**TASK STATEMENT:**
State how many lines of the records contain the string "Tailwind", and give no other information.

[Entries with page source code]
════════════════════
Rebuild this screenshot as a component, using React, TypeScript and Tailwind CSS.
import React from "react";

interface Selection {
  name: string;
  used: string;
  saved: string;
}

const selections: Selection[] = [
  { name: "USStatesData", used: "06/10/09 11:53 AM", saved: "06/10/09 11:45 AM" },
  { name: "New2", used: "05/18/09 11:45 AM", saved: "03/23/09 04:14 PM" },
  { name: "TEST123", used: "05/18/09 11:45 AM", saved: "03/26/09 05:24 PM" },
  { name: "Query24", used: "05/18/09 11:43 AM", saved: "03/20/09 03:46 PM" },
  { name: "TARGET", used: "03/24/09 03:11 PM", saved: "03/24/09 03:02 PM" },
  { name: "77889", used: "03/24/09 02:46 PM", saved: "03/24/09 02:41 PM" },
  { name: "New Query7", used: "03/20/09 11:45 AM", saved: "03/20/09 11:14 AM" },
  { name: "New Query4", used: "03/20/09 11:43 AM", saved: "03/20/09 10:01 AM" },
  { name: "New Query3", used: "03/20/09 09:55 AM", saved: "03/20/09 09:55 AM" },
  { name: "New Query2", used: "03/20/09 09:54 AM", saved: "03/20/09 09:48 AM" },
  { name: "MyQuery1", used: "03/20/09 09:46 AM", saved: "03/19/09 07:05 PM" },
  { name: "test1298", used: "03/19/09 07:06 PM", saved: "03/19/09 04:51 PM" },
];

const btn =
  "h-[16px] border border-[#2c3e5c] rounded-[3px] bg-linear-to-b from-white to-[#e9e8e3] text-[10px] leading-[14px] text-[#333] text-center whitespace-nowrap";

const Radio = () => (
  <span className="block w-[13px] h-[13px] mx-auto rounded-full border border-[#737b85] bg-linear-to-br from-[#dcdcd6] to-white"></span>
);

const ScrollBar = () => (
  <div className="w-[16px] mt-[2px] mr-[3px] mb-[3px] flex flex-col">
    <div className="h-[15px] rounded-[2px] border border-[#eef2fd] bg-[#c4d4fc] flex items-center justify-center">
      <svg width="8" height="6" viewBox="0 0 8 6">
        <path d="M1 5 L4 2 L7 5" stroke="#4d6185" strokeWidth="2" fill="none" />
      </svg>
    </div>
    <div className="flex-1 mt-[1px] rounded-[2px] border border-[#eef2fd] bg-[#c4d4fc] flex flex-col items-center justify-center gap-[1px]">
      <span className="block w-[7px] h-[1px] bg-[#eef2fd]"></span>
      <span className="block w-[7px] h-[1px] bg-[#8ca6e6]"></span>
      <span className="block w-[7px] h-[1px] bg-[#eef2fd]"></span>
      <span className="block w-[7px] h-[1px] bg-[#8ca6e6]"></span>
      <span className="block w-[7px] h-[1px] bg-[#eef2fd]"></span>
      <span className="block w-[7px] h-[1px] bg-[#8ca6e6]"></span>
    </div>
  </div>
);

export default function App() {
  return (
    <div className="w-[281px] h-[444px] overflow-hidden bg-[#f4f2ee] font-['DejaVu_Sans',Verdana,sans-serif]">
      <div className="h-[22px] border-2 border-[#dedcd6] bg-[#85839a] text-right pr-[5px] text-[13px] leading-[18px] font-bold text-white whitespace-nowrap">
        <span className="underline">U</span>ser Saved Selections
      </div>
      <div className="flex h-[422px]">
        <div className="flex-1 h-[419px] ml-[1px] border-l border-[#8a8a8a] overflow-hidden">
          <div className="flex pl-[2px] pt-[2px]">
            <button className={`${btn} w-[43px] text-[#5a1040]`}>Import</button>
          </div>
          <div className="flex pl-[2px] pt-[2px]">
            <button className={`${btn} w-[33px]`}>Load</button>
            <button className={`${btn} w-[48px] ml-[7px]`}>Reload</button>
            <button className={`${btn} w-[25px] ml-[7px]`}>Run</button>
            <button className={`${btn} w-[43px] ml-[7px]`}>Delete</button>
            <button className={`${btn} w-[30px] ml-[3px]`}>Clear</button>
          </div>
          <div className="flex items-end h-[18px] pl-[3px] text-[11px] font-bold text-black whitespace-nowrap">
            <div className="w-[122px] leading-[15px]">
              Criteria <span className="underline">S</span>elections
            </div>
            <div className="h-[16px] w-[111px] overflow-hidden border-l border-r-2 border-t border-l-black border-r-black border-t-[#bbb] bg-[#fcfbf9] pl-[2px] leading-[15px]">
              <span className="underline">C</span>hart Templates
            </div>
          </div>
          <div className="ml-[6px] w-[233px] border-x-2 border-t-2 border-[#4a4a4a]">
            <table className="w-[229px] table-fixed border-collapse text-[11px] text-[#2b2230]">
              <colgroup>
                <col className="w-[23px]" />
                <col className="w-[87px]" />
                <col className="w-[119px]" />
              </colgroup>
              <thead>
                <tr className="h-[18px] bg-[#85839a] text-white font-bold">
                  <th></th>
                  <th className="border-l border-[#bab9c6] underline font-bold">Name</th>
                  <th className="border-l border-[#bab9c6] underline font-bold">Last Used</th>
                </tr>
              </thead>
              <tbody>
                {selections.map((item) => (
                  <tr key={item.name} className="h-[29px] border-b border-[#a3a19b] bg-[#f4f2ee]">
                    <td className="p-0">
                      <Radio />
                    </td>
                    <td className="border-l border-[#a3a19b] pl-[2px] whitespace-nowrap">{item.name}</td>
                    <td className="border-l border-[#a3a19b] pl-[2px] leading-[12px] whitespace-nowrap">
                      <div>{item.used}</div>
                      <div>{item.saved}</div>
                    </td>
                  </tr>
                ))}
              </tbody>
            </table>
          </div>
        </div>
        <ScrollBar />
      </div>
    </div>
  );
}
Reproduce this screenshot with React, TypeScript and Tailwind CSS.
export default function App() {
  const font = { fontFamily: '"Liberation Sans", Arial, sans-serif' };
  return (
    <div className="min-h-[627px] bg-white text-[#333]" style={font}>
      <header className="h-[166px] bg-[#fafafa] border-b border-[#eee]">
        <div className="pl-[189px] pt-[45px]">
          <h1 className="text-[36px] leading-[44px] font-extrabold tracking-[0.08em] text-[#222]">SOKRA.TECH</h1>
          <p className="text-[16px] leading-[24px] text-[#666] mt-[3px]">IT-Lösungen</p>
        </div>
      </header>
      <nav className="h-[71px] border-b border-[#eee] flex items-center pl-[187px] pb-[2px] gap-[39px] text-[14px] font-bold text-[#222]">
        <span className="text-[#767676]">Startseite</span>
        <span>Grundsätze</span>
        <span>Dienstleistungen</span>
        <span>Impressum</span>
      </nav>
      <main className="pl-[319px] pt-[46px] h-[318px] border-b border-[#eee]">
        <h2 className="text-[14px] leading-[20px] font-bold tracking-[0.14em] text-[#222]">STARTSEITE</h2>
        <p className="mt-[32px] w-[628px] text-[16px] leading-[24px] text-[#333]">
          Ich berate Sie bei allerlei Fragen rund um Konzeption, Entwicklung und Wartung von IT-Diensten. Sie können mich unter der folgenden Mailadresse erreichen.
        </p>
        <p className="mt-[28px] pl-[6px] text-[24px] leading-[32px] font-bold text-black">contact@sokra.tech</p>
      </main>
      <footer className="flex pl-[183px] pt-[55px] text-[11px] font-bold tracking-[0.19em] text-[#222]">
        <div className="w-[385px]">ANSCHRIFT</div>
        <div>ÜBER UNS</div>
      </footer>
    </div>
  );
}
════════════════════
**EXERCISE RESULT:**
2